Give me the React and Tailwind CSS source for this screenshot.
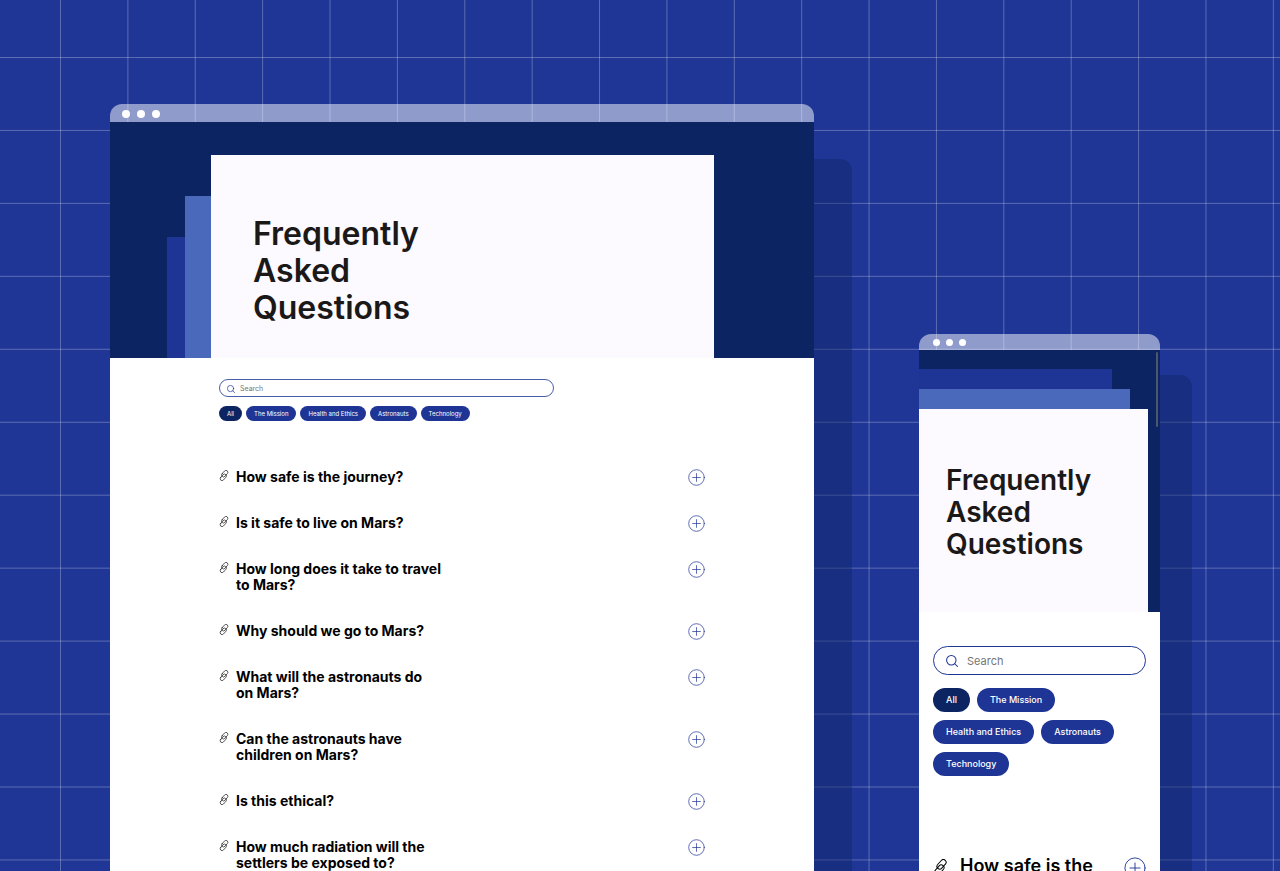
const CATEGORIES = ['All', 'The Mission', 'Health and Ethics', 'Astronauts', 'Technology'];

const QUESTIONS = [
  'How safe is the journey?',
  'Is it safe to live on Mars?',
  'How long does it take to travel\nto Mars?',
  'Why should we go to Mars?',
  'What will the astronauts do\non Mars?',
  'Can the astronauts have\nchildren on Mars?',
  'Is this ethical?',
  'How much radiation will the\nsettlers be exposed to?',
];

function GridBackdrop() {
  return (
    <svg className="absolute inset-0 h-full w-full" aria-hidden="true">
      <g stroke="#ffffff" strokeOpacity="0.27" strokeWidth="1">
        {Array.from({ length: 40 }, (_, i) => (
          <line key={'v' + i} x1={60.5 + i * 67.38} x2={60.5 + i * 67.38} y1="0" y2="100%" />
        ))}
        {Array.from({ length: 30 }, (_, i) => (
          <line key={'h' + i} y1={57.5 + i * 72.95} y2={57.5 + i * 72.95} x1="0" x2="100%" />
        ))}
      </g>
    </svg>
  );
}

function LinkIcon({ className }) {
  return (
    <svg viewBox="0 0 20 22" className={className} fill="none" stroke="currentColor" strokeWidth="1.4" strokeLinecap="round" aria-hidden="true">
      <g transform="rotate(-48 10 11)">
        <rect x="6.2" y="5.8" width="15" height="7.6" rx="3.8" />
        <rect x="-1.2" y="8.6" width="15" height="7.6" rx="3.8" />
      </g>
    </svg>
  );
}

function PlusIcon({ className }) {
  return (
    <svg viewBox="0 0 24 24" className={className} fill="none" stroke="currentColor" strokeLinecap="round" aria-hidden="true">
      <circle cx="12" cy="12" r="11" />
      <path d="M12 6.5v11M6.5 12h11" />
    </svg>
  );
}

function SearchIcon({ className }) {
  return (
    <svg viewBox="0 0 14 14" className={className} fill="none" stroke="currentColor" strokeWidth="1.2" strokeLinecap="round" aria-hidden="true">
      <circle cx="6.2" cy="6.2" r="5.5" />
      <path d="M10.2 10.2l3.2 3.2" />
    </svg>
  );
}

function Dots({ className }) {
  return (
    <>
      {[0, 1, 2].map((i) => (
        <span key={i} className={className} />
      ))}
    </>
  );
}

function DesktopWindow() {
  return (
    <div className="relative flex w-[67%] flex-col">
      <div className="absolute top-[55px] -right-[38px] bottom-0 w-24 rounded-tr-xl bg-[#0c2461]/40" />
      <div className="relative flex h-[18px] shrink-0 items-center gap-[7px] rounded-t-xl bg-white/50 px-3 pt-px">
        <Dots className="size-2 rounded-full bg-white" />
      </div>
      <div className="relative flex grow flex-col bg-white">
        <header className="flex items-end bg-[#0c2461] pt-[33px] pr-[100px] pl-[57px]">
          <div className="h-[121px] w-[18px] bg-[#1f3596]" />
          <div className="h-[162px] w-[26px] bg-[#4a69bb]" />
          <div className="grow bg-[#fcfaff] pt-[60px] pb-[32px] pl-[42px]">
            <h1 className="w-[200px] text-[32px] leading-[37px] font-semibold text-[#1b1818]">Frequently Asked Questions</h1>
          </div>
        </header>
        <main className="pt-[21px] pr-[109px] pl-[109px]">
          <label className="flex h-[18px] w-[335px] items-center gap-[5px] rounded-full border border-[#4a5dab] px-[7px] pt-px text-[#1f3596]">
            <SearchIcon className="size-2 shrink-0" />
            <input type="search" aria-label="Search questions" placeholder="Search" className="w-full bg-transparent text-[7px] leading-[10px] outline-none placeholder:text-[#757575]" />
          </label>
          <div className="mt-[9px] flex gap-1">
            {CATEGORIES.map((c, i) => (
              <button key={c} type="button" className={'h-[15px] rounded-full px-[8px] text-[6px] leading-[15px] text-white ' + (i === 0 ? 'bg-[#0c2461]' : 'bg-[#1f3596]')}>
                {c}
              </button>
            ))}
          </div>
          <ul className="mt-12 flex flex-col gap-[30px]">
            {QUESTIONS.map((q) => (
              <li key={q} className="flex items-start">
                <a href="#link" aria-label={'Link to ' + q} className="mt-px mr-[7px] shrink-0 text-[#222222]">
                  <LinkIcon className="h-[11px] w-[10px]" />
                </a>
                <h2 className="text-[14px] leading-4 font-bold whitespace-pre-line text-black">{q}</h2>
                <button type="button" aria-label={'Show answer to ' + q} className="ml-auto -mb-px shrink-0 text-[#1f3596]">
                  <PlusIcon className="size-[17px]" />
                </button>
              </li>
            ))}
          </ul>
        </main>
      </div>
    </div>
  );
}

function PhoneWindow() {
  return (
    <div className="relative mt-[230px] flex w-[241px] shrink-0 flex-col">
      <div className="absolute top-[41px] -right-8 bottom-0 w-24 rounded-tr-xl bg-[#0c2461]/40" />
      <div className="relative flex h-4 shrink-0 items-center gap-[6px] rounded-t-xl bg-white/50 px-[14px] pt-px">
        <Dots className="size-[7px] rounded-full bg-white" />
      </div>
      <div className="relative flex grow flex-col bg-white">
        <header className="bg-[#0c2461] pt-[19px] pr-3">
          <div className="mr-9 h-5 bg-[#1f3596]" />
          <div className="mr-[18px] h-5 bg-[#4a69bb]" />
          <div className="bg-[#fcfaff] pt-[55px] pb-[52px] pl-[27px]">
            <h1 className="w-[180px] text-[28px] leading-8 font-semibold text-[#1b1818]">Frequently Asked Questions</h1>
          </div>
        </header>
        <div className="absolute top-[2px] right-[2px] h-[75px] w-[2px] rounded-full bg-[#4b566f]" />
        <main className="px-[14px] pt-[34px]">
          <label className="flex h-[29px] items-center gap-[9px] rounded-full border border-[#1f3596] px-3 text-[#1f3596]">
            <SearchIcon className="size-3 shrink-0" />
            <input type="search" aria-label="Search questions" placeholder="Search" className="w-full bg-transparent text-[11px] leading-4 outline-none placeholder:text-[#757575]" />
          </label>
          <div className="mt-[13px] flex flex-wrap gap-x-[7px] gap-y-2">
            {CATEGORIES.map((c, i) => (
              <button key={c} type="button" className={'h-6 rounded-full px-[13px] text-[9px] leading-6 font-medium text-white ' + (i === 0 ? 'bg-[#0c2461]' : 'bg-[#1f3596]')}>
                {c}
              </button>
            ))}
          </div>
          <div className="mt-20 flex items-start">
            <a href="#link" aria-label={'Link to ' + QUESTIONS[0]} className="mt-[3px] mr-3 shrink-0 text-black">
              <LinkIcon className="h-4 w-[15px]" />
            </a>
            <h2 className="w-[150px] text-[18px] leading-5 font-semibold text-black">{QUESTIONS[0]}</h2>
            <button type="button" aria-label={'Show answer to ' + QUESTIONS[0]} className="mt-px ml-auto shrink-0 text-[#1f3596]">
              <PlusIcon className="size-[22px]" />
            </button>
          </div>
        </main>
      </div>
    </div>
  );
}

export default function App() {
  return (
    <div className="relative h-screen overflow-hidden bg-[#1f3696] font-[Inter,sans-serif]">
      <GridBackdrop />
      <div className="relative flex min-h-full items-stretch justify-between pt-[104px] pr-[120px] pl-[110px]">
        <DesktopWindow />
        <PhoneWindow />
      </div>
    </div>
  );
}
■ ■ ■ ■ ■ ■ ■
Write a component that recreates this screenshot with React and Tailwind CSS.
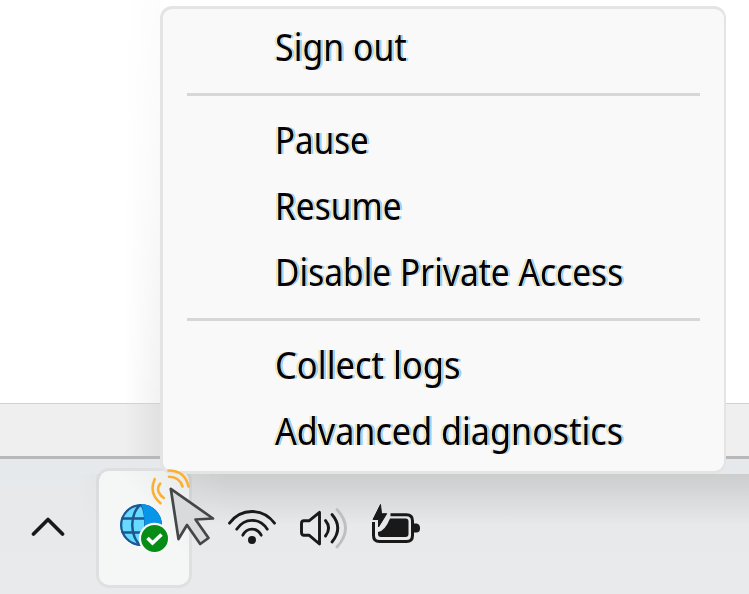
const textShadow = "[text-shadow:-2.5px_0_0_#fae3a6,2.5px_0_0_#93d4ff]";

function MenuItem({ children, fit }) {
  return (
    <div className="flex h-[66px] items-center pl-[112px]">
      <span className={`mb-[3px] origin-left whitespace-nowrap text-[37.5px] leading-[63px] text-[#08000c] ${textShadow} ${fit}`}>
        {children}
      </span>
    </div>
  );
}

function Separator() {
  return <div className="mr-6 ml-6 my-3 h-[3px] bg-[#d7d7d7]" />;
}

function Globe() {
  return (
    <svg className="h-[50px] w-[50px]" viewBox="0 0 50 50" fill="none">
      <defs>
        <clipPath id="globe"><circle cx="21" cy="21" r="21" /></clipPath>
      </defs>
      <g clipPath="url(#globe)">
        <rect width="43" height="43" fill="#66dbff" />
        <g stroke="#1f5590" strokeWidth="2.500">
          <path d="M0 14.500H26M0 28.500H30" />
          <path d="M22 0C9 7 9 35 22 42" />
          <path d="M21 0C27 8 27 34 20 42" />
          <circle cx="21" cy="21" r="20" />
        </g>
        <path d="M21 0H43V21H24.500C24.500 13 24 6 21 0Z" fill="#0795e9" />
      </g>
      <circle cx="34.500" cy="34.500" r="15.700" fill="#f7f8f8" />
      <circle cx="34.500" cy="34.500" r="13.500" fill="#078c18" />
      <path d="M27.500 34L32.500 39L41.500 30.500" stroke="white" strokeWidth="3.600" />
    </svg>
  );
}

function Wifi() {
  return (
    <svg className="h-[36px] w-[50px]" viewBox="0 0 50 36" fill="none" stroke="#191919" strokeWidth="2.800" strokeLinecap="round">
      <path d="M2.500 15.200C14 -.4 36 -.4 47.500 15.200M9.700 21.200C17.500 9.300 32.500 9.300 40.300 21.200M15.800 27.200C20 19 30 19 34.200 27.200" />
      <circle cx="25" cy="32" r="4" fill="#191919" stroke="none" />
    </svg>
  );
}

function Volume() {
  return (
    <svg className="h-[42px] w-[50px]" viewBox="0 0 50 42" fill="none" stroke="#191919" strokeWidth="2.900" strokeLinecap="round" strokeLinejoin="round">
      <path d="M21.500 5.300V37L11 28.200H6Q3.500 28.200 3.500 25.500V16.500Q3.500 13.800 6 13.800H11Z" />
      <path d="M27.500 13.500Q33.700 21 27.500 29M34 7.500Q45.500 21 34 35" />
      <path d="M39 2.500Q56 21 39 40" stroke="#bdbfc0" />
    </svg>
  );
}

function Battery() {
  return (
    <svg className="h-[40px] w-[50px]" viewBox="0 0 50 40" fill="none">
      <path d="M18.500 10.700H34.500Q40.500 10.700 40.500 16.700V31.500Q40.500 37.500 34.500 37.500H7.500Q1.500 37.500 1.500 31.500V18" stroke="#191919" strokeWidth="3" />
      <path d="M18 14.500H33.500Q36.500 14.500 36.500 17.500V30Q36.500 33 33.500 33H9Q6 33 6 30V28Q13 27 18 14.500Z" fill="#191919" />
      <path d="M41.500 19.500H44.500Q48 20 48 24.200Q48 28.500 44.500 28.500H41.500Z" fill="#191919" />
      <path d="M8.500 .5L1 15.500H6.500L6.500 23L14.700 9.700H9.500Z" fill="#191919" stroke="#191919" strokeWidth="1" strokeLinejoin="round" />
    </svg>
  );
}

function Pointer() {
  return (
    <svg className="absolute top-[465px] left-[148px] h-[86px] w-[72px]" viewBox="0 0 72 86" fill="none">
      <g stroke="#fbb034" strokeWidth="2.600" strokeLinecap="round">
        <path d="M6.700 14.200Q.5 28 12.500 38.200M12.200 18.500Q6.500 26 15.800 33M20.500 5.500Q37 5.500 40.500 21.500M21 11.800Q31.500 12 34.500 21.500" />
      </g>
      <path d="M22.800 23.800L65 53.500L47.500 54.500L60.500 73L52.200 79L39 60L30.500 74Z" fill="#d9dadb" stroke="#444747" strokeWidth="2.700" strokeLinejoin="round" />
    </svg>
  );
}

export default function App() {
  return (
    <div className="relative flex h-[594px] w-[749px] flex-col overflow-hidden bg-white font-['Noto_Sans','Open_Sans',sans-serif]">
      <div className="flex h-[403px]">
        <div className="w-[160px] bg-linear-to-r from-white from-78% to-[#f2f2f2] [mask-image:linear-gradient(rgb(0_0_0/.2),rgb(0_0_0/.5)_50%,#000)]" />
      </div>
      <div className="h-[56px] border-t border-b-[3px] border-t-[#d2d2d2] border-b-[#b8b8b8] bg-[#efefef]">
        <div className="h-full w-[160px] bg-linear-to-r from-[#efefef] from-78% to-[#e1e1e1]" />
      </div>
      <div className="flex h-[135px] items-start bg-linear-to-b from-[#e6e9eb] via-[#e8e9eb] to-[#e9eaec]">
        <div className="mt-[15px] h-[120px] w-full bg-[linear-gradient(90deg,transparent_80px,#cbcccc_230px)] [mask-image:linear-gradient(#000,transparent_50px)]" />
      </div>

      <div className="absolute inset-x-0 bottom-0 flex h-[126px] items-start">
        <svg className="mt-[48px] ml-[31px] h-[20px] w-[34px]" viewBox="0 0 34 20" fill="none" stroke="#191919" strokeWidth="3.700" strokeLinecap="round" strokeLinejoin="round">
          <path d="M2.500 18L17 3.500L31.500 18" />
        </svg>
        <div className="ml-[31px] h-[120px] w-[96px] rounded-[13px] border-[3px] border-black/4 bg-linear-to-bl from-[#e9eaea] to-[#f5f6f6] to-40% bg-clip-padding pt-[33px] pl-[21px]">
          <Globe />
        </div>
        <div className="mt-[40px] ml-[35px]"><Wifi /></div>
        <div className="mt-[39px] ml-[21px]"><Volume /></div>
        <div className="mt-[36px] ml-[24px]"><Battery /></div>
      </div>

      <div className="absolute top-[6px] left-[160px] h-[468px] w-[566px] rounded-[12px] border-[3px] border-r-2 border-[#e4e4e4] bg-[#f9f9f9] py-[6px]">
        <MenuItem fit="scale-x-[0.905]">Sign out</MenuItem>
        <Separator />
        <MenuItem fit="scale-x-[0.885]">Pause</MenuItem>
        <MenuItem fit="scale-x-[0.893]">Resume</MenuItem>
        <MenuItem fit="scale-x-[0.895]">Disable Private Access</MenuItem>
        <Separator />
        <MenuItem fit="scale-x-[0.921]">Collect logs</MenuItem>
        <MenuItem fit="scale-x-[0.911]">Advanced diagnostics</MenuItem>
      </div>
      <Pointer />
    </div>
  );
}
■ ■ ■ ■ ■ ■ ■
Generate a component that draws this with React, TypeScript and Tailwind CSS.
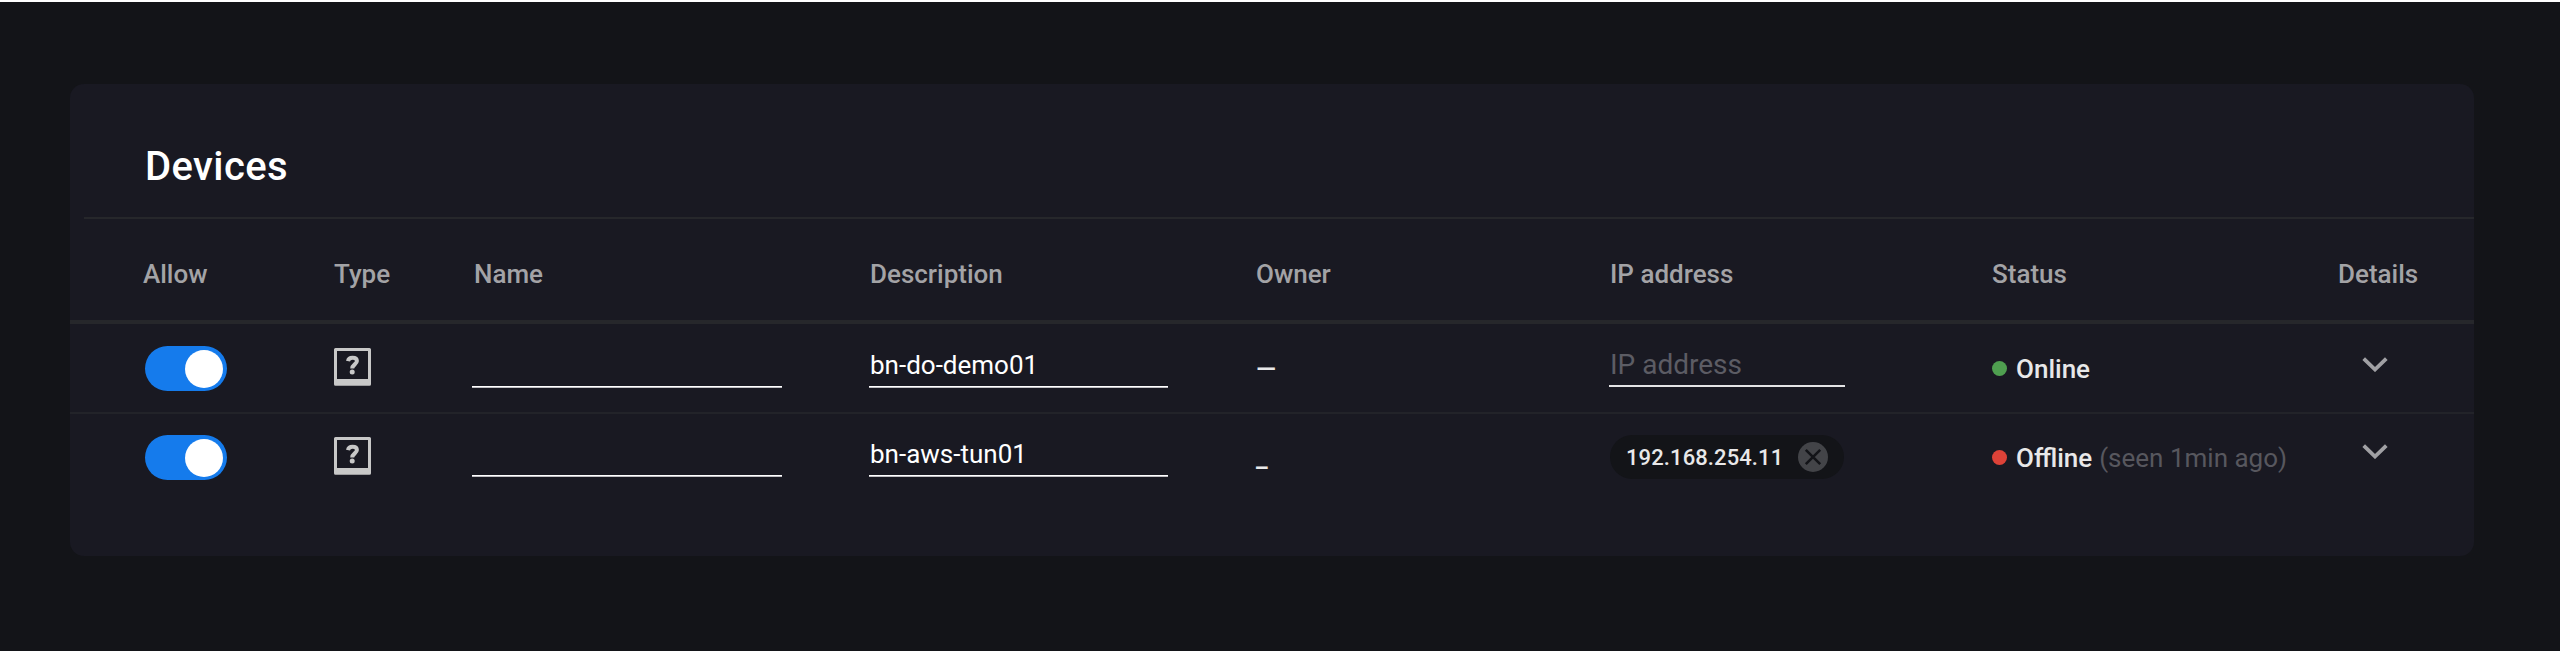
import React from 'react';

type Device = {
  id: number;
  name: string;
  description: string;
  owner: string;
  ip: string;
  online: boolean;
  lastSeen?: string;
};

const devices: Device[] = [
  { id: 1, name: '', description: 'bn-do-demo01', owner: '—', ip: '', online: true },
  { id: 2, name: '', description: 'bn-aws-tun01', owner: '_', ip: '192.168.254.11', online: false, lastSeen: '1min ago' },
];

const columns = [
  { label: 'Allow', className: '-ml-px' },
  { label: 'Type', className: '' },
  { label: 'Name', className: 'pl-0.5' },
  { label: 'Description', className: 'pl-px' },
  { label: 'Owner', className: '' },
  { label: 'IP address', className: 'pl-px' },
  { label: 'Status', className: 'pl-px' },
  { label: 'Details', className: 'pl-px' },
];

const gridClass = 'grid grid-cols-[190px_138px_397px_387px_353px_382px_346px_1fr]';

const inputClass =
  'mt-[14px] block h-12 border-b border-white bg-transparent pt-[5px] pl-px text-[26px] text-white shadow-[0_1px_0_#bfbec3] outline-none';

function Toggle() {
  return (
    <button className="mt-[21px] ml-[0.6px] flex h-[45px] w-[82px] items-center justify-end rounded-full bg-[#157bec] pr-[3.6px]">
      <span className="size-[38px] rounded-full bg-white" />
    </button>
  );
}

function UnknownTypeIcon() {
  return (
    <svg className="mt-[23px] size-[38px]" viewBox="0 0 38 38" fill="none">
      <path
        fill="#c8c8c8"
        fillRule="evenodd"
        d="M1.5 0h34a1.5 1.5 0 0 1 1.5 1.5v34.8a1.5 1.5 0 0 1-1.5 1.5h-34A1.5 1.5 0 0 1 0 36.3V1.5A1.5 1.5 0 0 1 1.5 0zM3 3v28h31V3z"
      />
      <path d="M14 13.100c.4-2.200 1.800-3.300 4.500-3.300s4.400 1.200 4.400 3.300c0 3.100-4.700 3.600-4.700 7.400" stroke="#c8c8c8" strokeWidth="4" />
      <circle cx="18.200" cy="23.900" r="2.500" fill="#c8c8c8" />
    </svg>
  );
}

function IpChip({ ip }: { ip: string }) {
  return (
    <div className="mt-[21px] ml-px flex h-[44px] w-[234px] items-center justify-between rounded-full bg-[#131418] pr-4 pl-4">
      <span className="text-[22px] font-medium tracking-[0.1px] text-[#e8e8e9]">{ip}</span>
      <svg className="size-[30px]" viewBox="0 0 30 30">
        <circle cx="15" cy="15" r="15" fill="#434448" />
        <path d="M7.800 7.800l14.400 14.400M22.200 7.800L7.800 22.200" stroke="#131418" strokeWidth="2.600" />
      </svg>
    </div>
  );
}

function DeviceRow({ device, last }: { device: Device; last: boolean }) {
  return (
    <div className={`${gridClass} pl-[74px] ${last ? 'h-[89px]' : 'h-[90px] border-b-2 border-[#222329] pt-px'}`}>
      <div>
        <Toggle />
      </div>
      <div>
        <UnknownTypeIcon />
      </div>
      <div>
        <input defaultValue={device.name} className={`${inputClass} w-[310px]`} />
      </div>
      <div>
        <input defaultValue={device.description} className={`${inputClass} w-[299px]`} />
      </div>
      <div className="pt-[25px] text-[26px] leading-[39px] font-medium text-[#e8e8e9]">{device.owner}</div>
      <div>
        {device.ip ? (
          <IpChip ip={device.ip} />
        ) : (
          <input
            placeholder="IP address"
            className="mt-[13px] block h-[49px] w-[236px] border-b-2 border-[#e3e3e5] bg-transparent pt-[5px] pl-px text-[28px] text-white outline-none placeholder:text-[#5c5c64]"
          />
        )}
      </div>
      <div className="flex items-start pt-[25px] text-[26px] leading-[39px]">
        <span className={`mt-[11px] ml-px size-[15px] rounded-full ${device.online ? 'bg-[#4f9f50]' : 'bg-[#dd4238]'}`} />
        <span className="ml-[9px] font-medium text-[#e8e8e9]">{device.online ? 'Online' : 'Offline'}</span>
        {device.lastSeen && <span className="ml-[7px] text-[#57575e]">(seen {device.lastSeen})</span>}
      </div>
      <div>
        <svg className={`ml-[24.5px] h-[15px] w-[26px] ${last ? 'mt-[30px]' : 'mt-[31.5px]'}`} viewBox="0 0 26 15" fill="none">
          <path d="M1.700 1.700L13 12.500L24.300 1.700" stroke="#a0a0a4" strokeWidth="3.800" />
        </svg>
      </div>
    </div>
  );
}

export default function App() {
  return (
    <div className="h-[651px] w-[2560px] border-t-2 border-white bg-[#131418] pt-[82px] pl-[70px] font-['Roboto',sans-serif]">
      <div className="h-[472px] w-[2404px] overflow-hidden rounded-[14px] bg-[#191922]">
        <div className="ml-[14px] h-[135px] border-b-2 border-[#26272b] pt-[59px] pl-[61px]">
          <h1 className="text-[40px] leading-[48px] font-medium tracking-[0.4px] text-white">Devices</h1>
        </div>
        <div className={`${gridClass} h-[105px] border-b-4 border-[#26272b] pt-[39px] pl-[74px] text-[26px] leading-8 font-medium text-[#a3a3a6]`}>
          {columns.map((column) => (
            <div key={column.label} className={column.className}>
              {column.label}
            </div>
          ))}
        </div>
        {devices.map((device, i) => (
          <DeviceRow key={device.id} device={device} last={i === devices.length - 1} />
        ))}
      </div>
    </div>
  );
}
■ ■ ■ ■ ■ ■ ■
● **Stated problem**
Every line holding "that" should be copied out.

● **Solution to this task**
Write a component that recreates this screenshot with React and Tailwind CSS.
Generate a component that draws this with React, TypeScript and Tailwind CSS.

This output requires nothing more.